Unilever, PETA Science Consortium International, and Abcalis Collaborate to Develop Animal-Free Antibodies

PETA Science Consortium International e.V., Unilever, and Abcalis are collaborating on a project to develop antibodies that are widely used in research. The project aims to replace animal-derived antibodies against Interleukin 6 (IL-6) and Interleukin 8 (IL-8) with animal-free recombinant antibodies. Animal-free recombinant antibodies offer numerous advantages over animal-derived ones, including being highly specific for their intended targets and consistent and reproducible across batches.

Abcalis, a leader in the antibody field, uses phage display technology to produce animal-free antibodies and provides services to help researchers improve the quality, reliability, and continuity of their tests and experiments by using sequence-defined recombinant antibodies. With funding from Unilever and the Science Consortium, Abcalis will develop the antibodies targeting IL-6 and IL-8, which will then be used in Unilever and Science Consortium research and made commercially available to the broader scientific community.

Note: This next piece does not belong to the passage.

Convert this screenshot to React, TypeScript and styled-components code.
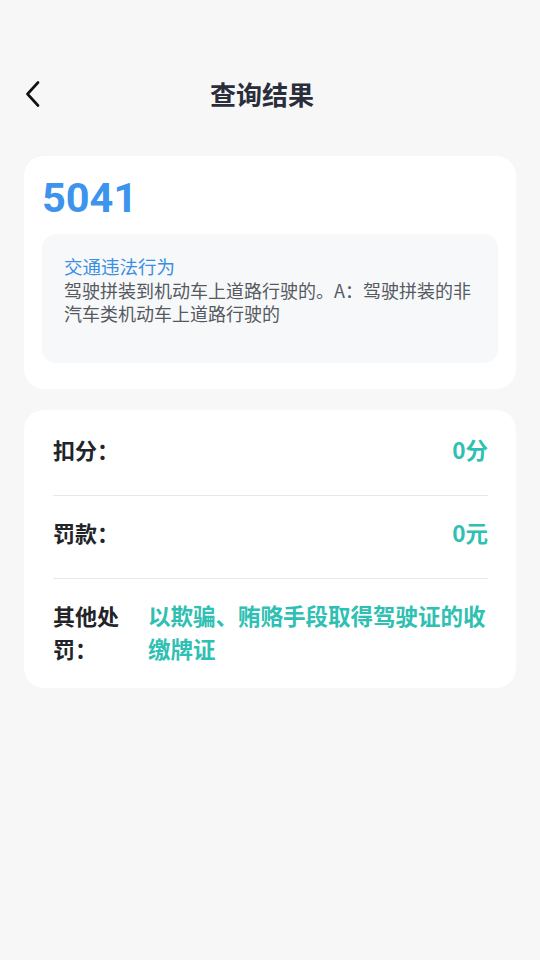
import React from "react";
import styled, { createGlobalStyle } from "styled-components";

const GlobalStyle = createGlobalStyle`
  html, body {
    margin: 0;
    padding: 0;
    background: #f7f7f8;
  }
  body {
    font-family: "Noto Sans CJK SC", "Noto Sans", sans-serif;
  }
  * { box-sizing: border-box; }
`;

const Page = styled.div`
  width: 540px;
  min-height: 960px;
  background: #f7f7f8;
  padding: 68px 24px 0;
  display: flex;
  flex-direction: column;
`;

const Header = styled.header`
  height: 52px;
  display: flex;
  align-items: center;
  margin-bottom: 36px;
`;

const BackButton = styled.button`
  width: 20px;
  height: 52px;
  padding: 0;
  margin-left: 1px;
  border: none;
  background: transparent;
  display: flex;
  align-items: center;
  color: #111;
  cursor: pointer;
`;

const Title = styled.h1`
  flex: 1;
  margin: 0;
  padding-right: 37px;
  text-align: center;
  font-family: "Noto Sans CJK SC", sans-serif;
  font-size: 26px;
  font-weight: 700;
  color: #2a2e3a;
  line-height: 52px;
`;

const Card = styled.section<{ $pad: string }>`
  background: #ffffff;
  border-radius: 20px;
  padding: ${(p) => p.$pad};
  margin-bottom: 21px;
`;

const Code = styled.div`
  font-family: Roboto, "Noto Sans", sans-serif;
  font-size: 41.5px;
  font-weight: 700;
  line-height: 52px;
  color: #3c94ec;
  margin-bottom: 10px;
`;

const InfoBox = styled.div`
  background: #f7f8fa;
  border-radius: 14px;
  padding: 20px 22px 38px;
`;

const InfoTitle = styled.div`
  font-size: 18.5px;
  line-height: 25px;
  color: #3b8fe2;
`;

const InfoText = styled.div`
  font-size: 18px;
  line-height: 23px;
  color: #555a60;
`;

const Row = styled.div<{ $last?: boolean }>`
  display: flex;
  align-items: flex-start;
  padding: 20px 0 ${(p) => (p.$last ? "23px" : "29px")};
  border-bottom: ${(p) => (p.$last ? "none" : "1px solid #e8e8ea")};
`;

const Label = styled.div`
  width: 80px;
  flex-shrink: 0;
  margin-right: 15px;
  font-size: 22px;
  font-weight: 700;
  line-height: 33px;
  color: #222428;
`;

const Value = styled.div<{ $align: "left" | "right" }>`
  flex: 1;
  text-align: ${(p) => p.$align};
  font-size: 22.5px;
  font-weight: 700;
  line-height: 33px;
  color: #2ec0b2;
`;

const ChevronLeft = () => (
  <svg width="16" height="26" viewBox="0 0 16 26" fill="none">
    <path
      d="M13 1.5 L2.5 13 L13 24.5"
      stroke="#111"
      strokeWidth="2.6"
      strokeLinecap="round"
      strokeLinejoin="round"
    />
  </svg>
);

const rows = [
  { label: "扣分：", value: "0分", align: "right" as const },
  { label: "罚款：", value: "0元", align: "right" as const },
  {
    label: "其他处罚：",
    value: "以欺骗、贿赂手段取得驾驶证的收缴牌证",
    align: "left" as const,
  },
];

export default function App() {
  return (
    <>
      <GlobalStyle />
      <Page>
        <Header>
          <BackButton aria-label="返回">
            <ChevronLeft />
          </BackButton>
          <Title>查询结果</Title>
        </Header>

        <Card $pad="16px 18px 26px">
          <Code>5041</Code>
          <InfoBox>
            <InfoTitle>交通违法行为</InfoTitle>
            <InfoText>
              驾驶拼装到机动车上道路行驶的。A：驾驶拼装的非汽车类机动车上道路行驶的
            </InfoText>
          </InfoBox>
        </Card>

        <Card $pad="3px 28px 0 29px">
          {rows.map((r, i) => (
            <Row key={r.label} $last={i === rows.length - 1}>
              <Label>{r.label}</Label>
              <Value $align={r.align}>{r.value}</Value>
            </Row>
          ))}
        </Card>
      </Page>
    </>
  );
}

“There is an increasing acceptance of the role in vitro assays play in assuring the safety of consumer goods, and a growing desire to remove animal products (including antibodies), from these in vitro assays to make them more scientifically robust and human relevant. Unilever’s long-term aim is the replacement of all animal-derived products from our in vitro work where scientifically feasible and we’re committed to collaborating with other groups across the wider scientific community to meet these goals together,” said Dr Carl Westmoreland, Science & Technology Lead at Unilever’s Safety & Environmental Assurance Centre.

“We are happy to collaborate with Unilever and Abcalis to increase the availability of animal-free antibodies,” says Science Consortium President Dr Amy Clippinger. “Sequence-defined, animal-free recombinant antibodies are more reliable and will help to overcome the reproducibility crisis in research.”